I have u=x^4+1 , du=4x^3, dx=1/4x^3
when x=4, u=257; when x=0, u=1
so now I have \intx^3\sqrt{u}*1/4x^3 correct?
what do I do next?

P.S. I am trying to write it in latex style, it doesn't work :(

$\frac{1}{4} \int_0^4 4x^3\sqrt{x^4+1} \, dx$

substitute ...

$\frac{1}{4} \int_1^{257} \sqrt{u} \, du$

now integrate.
• Apr 19th 2009, 11:34 AM
student_forever
Sorry, guys, I just dont get it(Headbang)
PLEASE, can you show me the solution step by step??
• Apr 19th 2009, 11:52 AM
derfleurer
What's the derivative of u^n? It's n*u^(n-1)*u', right? (just chain rule, bring the exponent out front, take one from that exponent, multiply by the derivative of the inside) Like, the derivative of (x^3 + 2)^2 is 2(x^3 + 2)(3x^2).

When integrating, we just tak the opposite approach. That is to say, we raise n by 1, divide by n + 1, and then divide by the derivative of the inside.

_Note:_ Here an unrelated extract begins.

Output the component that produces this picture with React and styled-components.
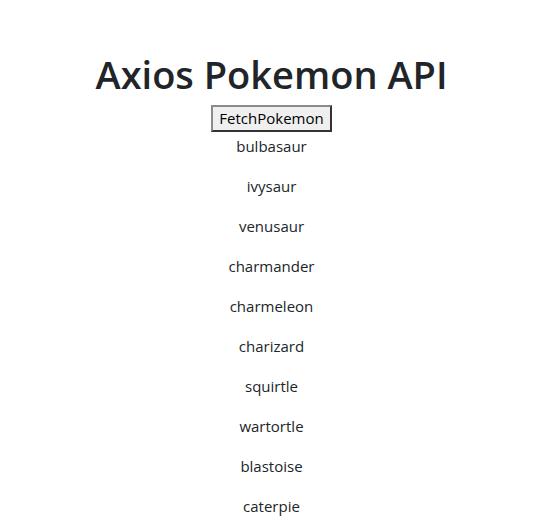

Look again at 2(x^3 + 2)(3x^2). Let's see if we can get back our original (x^3 + 2)^2. Let u = x^3 + 2. Since we're working backward, we know the form n*u^(n-1)*u' has an integral of u^n. Our (x^3 + 2) is being raised to the power of 1, right? So when does n-1=1? When n is 2. This means that so far, we're in the correct form n*u^(n-1). However, we haven't accounted for u'. If we are infact multiplying n*u^(n-1) by u', than we know our answer is just u^n. Lucky us, (3x^2) is u'. So it's in the correct form to convert to u^n, where n is 2 and u is x^3 + 2.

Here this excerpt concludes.